[Given problem]
In the listing that follows, retype every line from the first through the one containing "glyphs ---------- */". Pictures are to be left out.

[Data extract]
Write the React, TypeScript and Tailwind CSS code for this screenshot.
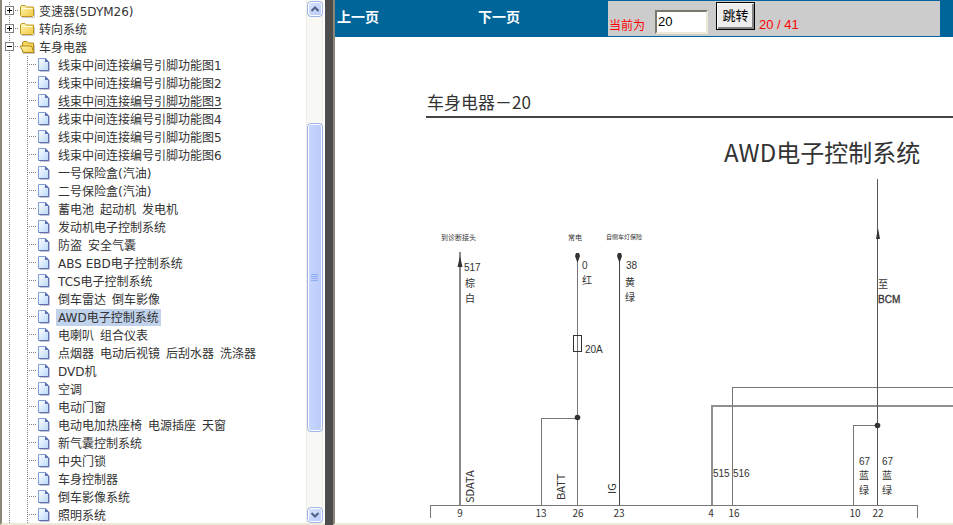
import type { ReactNode } from "react";

const items = [
  "线束中间连接编号引脚功能图1",
  "线束中间连接编号引脚功能图2",
  "线束中间连接编号引脚功能图3",
  "线束中间连接编号引脚功能图4",
  "线束中间连接编号引脚功能图5",
  "线束中间连接编号引脚功能图6",
  "一号保险盒(汽油)",
  "二号保险盒(汽油)",
  "蓄电池\u2002起动机\u2002发电机",
  "发动机电子控制系统",
  "防盗\u2002安全气囊",
  "ABS EBD电子控制系统",
  "TCS电子控制系统",
  "倒车雷达\u2002倒车影像",
  "AWD电子控制系统",
  "电喇叭\u2002组合仪表",
  "点烟器\u2002电动后视镜\u2002后刮水器\u2002洗涤器",
  "DVD机",
  "空调",
  "电动门窗",
  "电动电加热座椅\u2002电源插座\u2002天窗",
  "新气囊控制系统",
  "中央门锁",
  "车身控制器",
  "倒车影像系统",
  "照明系统",
];

const selected = "AWD电子控制系统";
const hovered = "线束中间连接编号引脚功能图3";

/* ---------- tree glyphs ---------- */

function VLine() {
  return (
    <svg className="h-[18px] w-4 shrink-0" viewBox="0 0 16 18" shapeRendering="crispEdges">
      <path d="M7.5 0V18" stroke="#808080" strokeDasharray="1 1" />
    </svg>
  );
}

function Join() {
  return (
    <svg className="h-[18px] w-[18px] shrink-0" viewBox="0 0 18 18" shapeRendering="crispEdges">
      <path d="M9.5 0V18M11 8.5H18" stroke="#808080" strokeDasharray="1 1" />
    </svg>
  );
}

function Expander({ open }: { open?: boolean }) {
  return (
    <svg className="h-[18px] w-4" viewBox="0 0 16 18" shapeRendering="crispEdges">
      <path d="M7.5 0V18M13 8.5H16" stroke="#808080" strokeDasharray="1 1" />
      <rect x="3.5" y="4.5" width="8" height="8" fill="#fff" stroke="#808080" />
      <path d={open ? "M5 8.5H10" : "M5 8.5H10M7.5 6V11"} stroke="#000" />
    </svg>
  );
}

function Folder({ open }: { open?: boolean }) {
  return (
    <svg className="h-[18px] w-[18px] shrink-0" viewBox="0 0 18 18">
      <defs>
        <linearGradient id="folder" x1="0" y1="0" x2="1" y2="1">
          <stop offset="0" stopColor="#fff7b8" />
          <stop offset="1" stopColor="#f3c73c" />
        </linearGradient>
      </defs>
      <path d="M4 15.5H16.5V7" fill="none" stroke="#c9c9d2" />
      {open ? (
        <>
          <path d="M4.5 14V5L5.5 3.5H9L10.5 5H15.5V14Z" fill="#f6d860" stroke="#b08a14" />
          <path d="M2 8H13.5L16 14.5H5.5Z" fill="url(#folder)" stroke="#b08a14" />
        </>
      ) : (
        <>
          <path d="M2.5 13.5V5L3.5 3.5H7L8.5 5H15.5V13.5L14.5 14.5H3.5Z" fill="url(#folder)" stroke="#c09a20" />
          <path d="M3.5 6.5H14.5" stroke="#fffbe0" />
        </>
      )}
    </svg>
  );
}

function Page() {
  return (
    <svg className="h-[18px] w-[18px] shrink-0" viewBox="0 0 18 18">
      <defs>
        <linearGradient id="sheet" x1="0" y1="0" x2="1" y2="1">
          <stop offset="0" stopColor="#fff" />
          <stop offset="1" stopColor="#b9d8fb" />
        </linearGradient>
      </defs>
      <path d="M4 15.5H13.5V6" fill="none" stroke="#c4c6d4" />
      <path d="M2.5 2.5H9.5L12.5 5.5V14.5H2.5Z" fill="url(#sheet)" stroke="#7f9fdb" />
      <path d="M12.5 6V14.5H3" fill="none" stroke="#5f6fb2" />
      <path d="M9 2L13 6H9Z" fill="#5f6fb2" />
    </svg>
  );
}

/* ---------- navigation tree ---------- */

function Branch({ label, open, children }: { label: string; open?: boolean; children?: ReactNode }) {
  return (
    <li>
      <div className="flex h-[18px] items-center">
        <button type="button" aria-label={label} aria-expanded={!!open} className="shrink-0">
          <Expander open={open} />
        </button>
        <Folder open={open} />
        <a href="#" className="ml-[3px] pt-px leading-4">{label}</a>
      </div>
      {children && <ul>{children}</ul>}
    </li>
  );
}

function Leaf({ label }: { label: string }) {
  return (
    <li className="flex h-[18px] items-center">
      <VLine />
      <Join />
      <Page />
      <a
        href="#"
        className={`ml-0.5 px-0.5 pt-px leading-4 ${label === selected ? "bg-[#c0d2ec]" : ""} ${
          label === hovered ? "underline underline-offset-2" : ""
        }`}
      >
        {label}
      </a>
    </li>
  );
}

function ArrowButton({ down }: { down?: boolean }) {
  return (
    <button
      type="button"
      aria-label={down ? "向下" : "向上"}
      className="flex h-4 w-4 shrink-0 items-center justify-center rounded-sm border border-[#9db5ea] bg-linear-to-br from-[#dbe5ff] to-[#b6c9f7] shadow-[inset_0_0_0_1px_#fff]"
    >
      <svg className="h-2 w-2" viewBox="0 0 8 8">
        <path d={down ? "M0.5 2L4 5.5L7.5 2" : "M0.5 6L4 2.5L7.5 6"} fill="none" stroke="#4d6185" strokeWidth="2" />
      </svg>
    </button>
  );
}

function ScrollBar() {
  return (
    <div className="flex w-[17px] shrink-0 flex-col items-center border-x border-[#eeede5] bg-[#f8f8f4] pt-px">
      <ArrowButton />
      <div className="basis-[106px]" />
      <div className="flex w-4 grow-[10] flex-col items-center justify-center gap-px rounded-sm border border-[#9db5ea] bg-linear-to-r from-[#c9d7fe] to-[#b9cbfa] shadow-[inset_0_0_0_1px_#fff]">
        <i className="h-px w-[7px] bg-[#8cabf0]" />
        <i className="h-px w-[7px] bg-[#8cabf0]" />
        <i className="h-px w-[7px] bg-[#8cabf0]" />
        <i className="h-px w-[7px] bg-[#8cabf0]" />
      </div>
      <div className="basis-[75px]" />
      <ArrowButton down />
    </div>
  );
}

function Sidebar() {
  return (
    <aside className="flex w-[325px] shrink-0 border-b-2 border-l-2 border-b-[#ece9d8] border-l-[#8a8778] bg-white pr-0.5">
      <nav className="min-w-0 flex-1 overflow-hidden whitespace-nowrap pt-0.5 font-['DejaVu_Sans','Noto_Sans_CJK_SC',sans-serif] text-[12px] leading-[18px] text-[#333]">
        <ul>
          <Branch label="变速器(5DYM26)" />
          <Branch label="转向系统" />
          <Branch label="车身电器" open>
            {items.map((label) => (
              <Leaf key={label} label={label} />
            ))}
          </Branch>
        </ul>
      </nav>
      <ScrollBar />
    </aside>
  );
}

/* ---------- page bar ---------- */

function Toolbar() {
  return (
    <header className="grid h-[37px] shrink-0 grid-cols-[142fr_131fr_332fr] bg-[#006699] pb-px pr-[13px] pt-px text-[13px]">
      <div className="pl-0.5 pt-1.5">
        <a href="#" className="text-[14px] font-bold text-white">上一页</a>
      </div>
      <div className="pl-px pt-1.5">
        <a href="#" className="text-[14px] font-bold text-white">下一页</a>
      </div>
      <form className="flex items-start whitespace-nowrap bg-[#cccccc] pl-px text-[#f00]" onSubmit={(e) => e.preventDefault()}>
        <label htmlFor="page" className="w-[46px] pt-4 text-[12px]">当前为</label>
        <input
          id="page"
          defaultValue="20"
          className="mt-[9px] h-6 w-[53px] border-2 border-b-[#ece9d8] border-l-[#7a776c] border-r-[#ece9d8] border-t-[#7a776c] bg-white pb-0.5 pl-px text-[13px] text-black outline-none"
        />
        <button
          type="submit"
          className="ml-2 mt-px h-7 w-[39px] border border-black bg-[#ededed] text-[13px] leading-6 text-black shadow-[inset_1px_1px_0_#fff,inset_-2px_-2px_0_#858585]"
        >
          跳转
        </button>
        <span className="ml-1 pt-3.5 text-[13px]">20 / 41</span>
      </form>
    </header>
  );
}

/* ---------- wiring diagram ---------- */

const pins = [
  { x: 460, n: "9" },
  { x: 541, n: "13" },
  { x: 578, n: "26" },
  { x: 619, n: "23" },
  { x: 711, n: "4" },
  { x: 734, n: "16" },
  { x: 855, n: "10" },
  { x: 878, n: "22" },
];

function Wiring() {
  return (
    <svg
      className="block h-[342px] w-[640px] max-w-none overflow-visible"
      viewBox="335 176 640 342"
      fill="#333"
      fontSize="10"
    >
      <g fill="none" stroke="#777" shapeRendering="crispEdges">
        <path d="M430.5 518V505.5H917.5V518" />
        <path d="M460 252V505" strokeWidth="2" stroke="#888" />
        <path d="M577.5 253V505M541.5 505V418.5H577" />
        <path d="M619.5 253V505" stroke="#444" />
        <path d="M712 505V406H1800" strokeWidth="2" stroke="#909090" />
        <path d="M732.5 505V387.5H1800" />
        <path d="M877.5 179V505" stroke="#555" />
        <path d="M853.5 505V425.5H877" />
        <rect x="573.5" y="335.5" width="8" height="16" stroke="#333" />
      </g>
      <path d="M460 256L462.5 267H457.5ZM878 228L880 239H876ZM576 253H579L580 256L577.5 263L575 256ZM618 253H621L622 256L619.5 263L617 256Z" />
      <circle cx="577.5" cy="417.5" r="2.8" />
      <circle cx="877.5" cy="425.5" r="2.8" />

      <text x="441" y="240" fontSize="7">到诊断接头</text>
      <text x="568" y="240" fontSize="7">常电</text>
      <text x="606" y="239" fontSize="6">自侧车灯保险</text>

      {/* wire numbers */}
      <g className="font-['Liberation_Sans',sans-serif]">
        <text x="464" y="271">517</text>
        <text x="582" y="269">0</text>
        <text x="626" y="269">38</text>
        <text x="585" y="353">20A</text>
        <text x="713" y="477">515</text>
        <text x="733" y="477">516</text>
        <text x="859" y="465">67</text>
        <text x="882" y="465">67</text>
        <text x="878" y="303" stroke="#333" strokeWidth="0.3">BCM</text>
      </g>

      {/* wire colours */}
      <g textAnchor="middle">
        <text x="470" y="287">棕</text>
        <text x="470" y="302">白</text>
        <text x="587" y="284">红</text>
        <text x="630" y="286">黄</text>
        <text x="630" y="301">绿</text>
        <text x="883" y="288">至</text>
        <text x="864" y="479">蓝</text>
        <text x="864" y="494">绿</text>
        <text x="887" y="479">蓝</text>
        <text x="887" y="494">绿</text>
      </g>

      <g fontSize="11">
        <text transform="translate(474 503) rotate(-90)">SDATA</text>
        <text transform="translate(565 500) rotate(-90)">BATT</text>
        <text transform="translate(616 494) rotate(-90)">IG</text>
      </g>

      <g textAnchor="middle">
        {pins.map((p) => (
          <text key={p.x} x={p.x} y="517">{p.n}</text>
        ))}
      </g>
    </svg>
  );
}

function Sheet() {
  return (
    <main className="min-h-0 flex-1 overflow-hidden bg-white font-['Noto_Sans_CJK_SC',sans-serif] text-[#333]">
      <h2 className="ml-[91px] mt-[53px] whitespace-nowrap border-b-2 border-[#444] pb-0.5 pl-px text-[17px] leading-6">
        车身电器－20
      </h2>
      <h1 className="mb-1.5 ml-[389px] mt-4 whitespace-nowrap text-[24px] leading-9">AWD电子控制系统</h1>
      <Wiring />
    </main>
  );
}

export default function App() {
  return (
    <div className="flex h-screen overflow-hidden bg-[#ece9d8] font-['Liberation_Sans','Noto_Sans_CJK_SC',sans-serif]">
      <Sidebar />
      <div className="w-2 shrink-0 bg-[#4d4d4d]" />
      <div className="flex min-w-0 flex-1 flex-col border-b-2 border-l-2 border-b-[#ece9d8] border-l-[#8a8778]">
        <Toolbar />
        <Sheet />
      </div>
    </div>
  );
}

[Task solution]
Write the React, TypeScript and Tailwind CSS code for this screenshot.
import type { ReactNode } from "react";

const items = [
  "线束中间连接编号引脚功能图1",
  "线束中间连接编号引脚功能图2",
  "线束中间连接编号引脚功能图3",
  "线束中间连接编号引脚功能图4",
  "线束中间连接编号引脚功能图5",
  "线束中间连接编号引脚功能图6",
  "一号保险盒(汽油)",
  "二号保险盒(汽油)",
  "蓄电池\u2002起动机\u2002发电机",
  "发动机电子控制系统",
  "防盗\u2002安全气囊",
  "ABS EBD电子控制系统",
  "TCS电子控制系统",
  "倒车雷达\u2002倒车影像",
  "AWD电子控制系统",
  "电喇叭\u2002组合仪表",
  "点烟器\u2002电动后视镜\u2002后刮水器\u2002洗涤器",
  "DVD机",
  "空调",
  "电动门窗",
  "电动电加热座椅\u2002电源插座\u2002天窗",
  "新气囊控制系统",
  "中央门锁",
  "车身控制器",
  "倒车影像系统",
  "照明系统",
];

const selected = "AWD电子控制系统";
const hovered = "线束中间连接编号引脚功能图3";

/* ---------- tree glyphs ---------- */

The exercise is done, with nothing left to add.